Give every line of the data again, unchanged, but with no pictures.
-=-=-
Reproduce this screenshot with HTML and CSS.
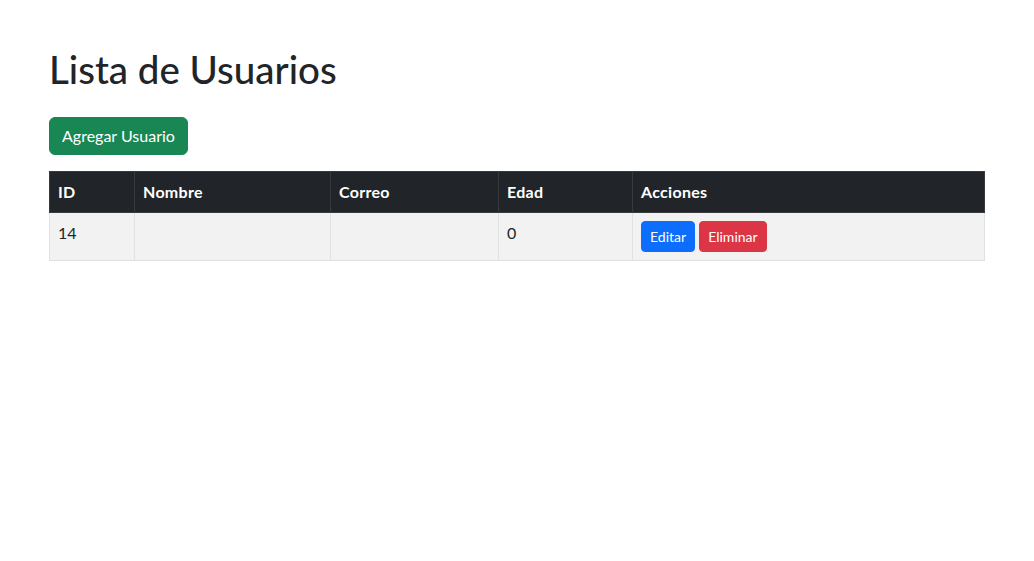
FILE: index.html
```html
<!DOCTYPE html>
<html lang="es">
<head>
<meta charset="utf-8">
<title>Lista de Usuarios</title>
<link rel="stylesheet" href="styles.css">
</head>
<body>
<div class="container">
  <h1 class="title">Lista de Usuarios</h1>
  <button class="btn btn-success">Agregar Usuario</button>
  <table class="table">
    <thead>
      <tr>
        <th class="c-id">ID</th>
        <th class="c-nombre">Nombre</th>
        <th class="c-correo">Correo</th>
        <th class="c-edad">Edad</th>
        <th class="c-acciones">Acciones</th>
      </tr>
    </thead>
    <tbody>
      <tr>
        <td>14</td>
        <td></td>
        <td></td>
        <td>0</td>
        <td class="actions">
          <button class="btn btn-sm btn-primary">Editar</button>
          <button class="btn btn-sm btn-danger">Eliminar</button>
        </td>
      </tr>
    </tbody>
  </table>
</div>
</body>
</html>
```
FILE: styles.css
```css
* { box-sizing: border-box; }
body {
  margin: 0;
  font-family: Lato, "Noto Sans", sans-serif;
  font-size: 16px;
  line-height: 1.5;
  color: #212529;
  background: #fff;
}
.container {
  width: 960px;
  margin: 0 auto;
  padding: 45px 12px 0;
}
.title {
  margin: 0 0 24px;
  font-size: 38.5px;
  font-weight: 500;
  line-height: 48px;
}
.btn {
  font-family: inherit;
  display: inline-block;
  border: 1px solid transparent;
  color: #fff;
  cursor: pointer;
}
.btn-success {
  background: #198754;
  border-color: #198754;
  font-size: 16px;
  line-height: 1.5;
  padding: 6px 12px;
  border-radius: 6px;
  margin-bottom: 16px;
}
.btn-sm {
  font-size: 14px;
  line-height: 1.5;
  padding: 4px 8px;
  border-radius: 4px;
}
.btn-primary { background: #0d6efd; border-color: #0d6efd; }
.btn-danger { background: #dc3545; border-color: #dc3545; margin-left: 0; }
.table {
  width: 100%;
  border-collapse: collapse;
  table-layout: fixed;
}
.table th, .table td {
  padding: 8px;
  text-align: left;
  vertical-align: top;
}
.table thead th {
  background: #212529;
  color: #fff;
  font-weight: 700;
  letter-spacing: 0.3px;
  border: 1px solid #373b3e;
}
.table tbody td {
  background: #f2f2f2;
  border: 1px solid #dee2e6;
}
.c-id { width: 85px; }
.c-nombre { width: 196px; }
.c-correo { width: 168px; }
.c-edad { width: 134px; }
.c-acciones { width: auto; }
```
-=-=-
■ **RESPONSE BELOW**
Reproduce this screenshot with HTML and CSS.
FILE: index.html
```html
<!DOCTYPE html>
<html lang="es">
<head>
<meta charset="utf-8">
<title>Lista de Usuarios</title>
<link rel="stylesheet" href="styles.css">
</head>
<body>
<div class="container">
  <h1 class="title">Lista de Usuarios</h1>
  <button class="btn btn-success">Agregar Usuario</button>
  <table class="table">
    <thead>
      <tr>
        <th class="c-id">ID</th>
        <th class="c-nombre">Nombre</th>
        <th class="c-correo">Correo</th>
        <th class="c-edad">Edad</th>
        <th class="c-acciones">Acciones</th>
      </tr>
    </thead>
    <tbody>
      <tr>
        <td>14</td>
        <td></td>
        <td></td>
        <td>0</td>
        <td class="actions">
          <button class="btn btn-sm btn-primary">Editar</button>
          <button class="btn btn-sm btn-danger">Eliminar</button>
        </td>
      </tr>
    </tbody>
  </table>
</div>
</body>
</html>
```
FILE: styles.css
```css
* { box-sizing: border-box; }
body {
  margin: 0;
  font-family: Lato, "Noto Sans", sans-serif;
  font-size: 16px;
  line-height: 1.5;
  color: #212529;
  background: #fff;
}
.container {
  width: 960px;
  margin: 0 auto;
  padding: 45px 12px 0;
}
.title {
  margin: 0 0 24px;
  font-size: 38.5px;
  font-weight: 500;
  line-height: 48px;
}
.btn {
  font-family: inherit;
  display: inline-block;
  border: 1px solid transparent;
  color: #fff;
  cursor: pointer;
}
.btn-success {
  background: #198754;
  border-color: #198754;
  font-size: 16px;
  line-height: 1.5;
  padding: 6px 12px;
  border-radius: 6px;
  margin-bottom: 16px;
}
.btn-sm {
  font-size: 14px;
  line-height: 1.5;
  padding: 4px 8px;
  border-radius: 4px;
}
.btn-primary { background: #0d6efd; border-color: #0d6efd; }
.btn-danger { background: #dc3545; border-color: #dc3545; margin-left: 0; }
.table {
  width: 100%;
  border-collapse: collapse;
  table-layout: fixed;
}
.table th, .table td {
  padding: 8px;
  text-align: left;
  vertical-align: top;
}
.table thead th {
  background: #212529;
  color: #fff;
  font-weight: 700;
  letter-spacing: 0.3px;
  border: 1px solid #373b3e;
}
.table tbody td {
  background: #f2f2f2;
  border: 1px solid #dee2e6;
}
.c-id { width: 85px; }
.c-nombre { width: 196px; }
.c-correo { width: 168px; }
.c-edad { width: 134px; }
.c-acciones { width: auto; }
```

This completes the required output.